- Member of the SIS Group of Schools

Location
- Jl. Pegangsaan Dua No. 83 6°08′59″S 106°54′57″E﻿ / ﻿6.149657°S 106.915849°E Kelapa Gading Jakarta Utara, DKI Jakarta, 14250 Indonesia

Information
- School type: Private K-12 School
- Motto: Towards Greater Heights
- Established: 2002
- Authority: Ministry of Education and Culture (Indonesia), IB World School, Cambridge International School
- Grades: Early Childhood (N1) through to Junior College (JC2 / Grade 12)
- Gender: Coeducational
- Age range: 2 to 18 years
- Enrollment: ~850 students
- Colours: Purple (SIS-KG), Red and White (SIS United)
- Mascot: Lion
- Website: http://www.sis-kg.org

= Singapore School Kelapa Gading =

Singapore School, Kelapa Gading (SIS-KG), sometimes referred to as SIS Kelapa Gading, is a private, early childhood to junior college school in North Jakarta, Indonesia. It is a member of the SIS Group of Schools. It is a Cambridge International School and an IB World School as well as being fully registered with the Ministry of Education and Culture (Indonesia) for the Indonesian national examinations.

==History==
Starting in a foster house as a preschool in 2002, Singapore School Kelapa Gading grew sufficiently to move to its current large premises on Jakarta Garden City, East Jakarta, where it became a Cambridge International Centre and then becoming authorised to offer what was then the Cambridge International Primary Program. A four-storey building was added to cater for growth; in 2013, the new swimming pool (once used as a venue for a local swimming competition) and Futsal court was completed.

Singapore School Kelapa Gading became a fully authorised IB World school in April 2014 and has provided the IB Diploma Programme for its Junior College students since July 2014. As part of this development, a large Junior College Library and Media Centre were added, providing independent space and a significant collection of physical and online resources for the expanding program.
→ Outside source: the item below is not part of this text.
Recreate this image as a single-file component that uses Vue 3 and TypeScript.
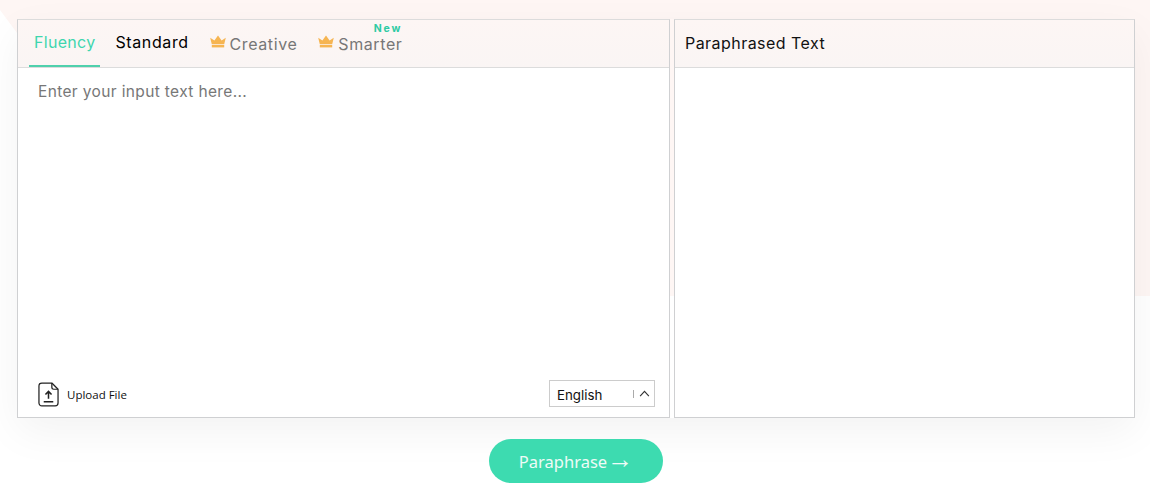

In September, 2014, Singapore School Kelapa Gading changed its name to SIS Kelapa Gading although located at JGC east Jakarta

==Facilities==
The campus is on the corner of Jl. Pegangsaan Dua and Jl. Hibrida Raya in Kelapa Gading, close to Mal Kelapa Gading. The front building houses administration, meeting areas, a canteen, a library and a multi-purpose hall. The 4-storey building contains classrooms, science labs, IT labs, music and arts rooms and further meeting areas, and is monitored by CCTV.

The preschool has its own playroom, playground, and small pool. The most recent addition is a Junior College Library and Media Centre on the fourth floor, which serves as the hub of the IB Diploma Programme. The football field is used during football season as one of the venues for the Jakarta Schools Football League and it lies adjacent to a swimming pool and additional futsal court.

==Sporting achievements==
SIS Kelapa Gading is the current record holder for the overall champion school in the annual SIS Olympics, a competition including all eight branches of SIS across Indonesia. As of the 2017/18 academic year, SIS-KG had won each of the last nine SIS Olympics.

Competition includes track and field, swimming, tennis, table tennis, badminton, volleyball, basketball and futsal. The futsal competition involving teams from all age groups is called the Governors Cup. SIS-KG has won this cup for the most recent six years.

SIS-KG enters its own teams in the Greenfield's Cup of the Jakarta Schools Football League each year (boys and girls teams and contributes the majority of the players to a SIS United team comprising players from among the four SIS schools in Jakarta.

SIS-KG has girls volleyball and football teams.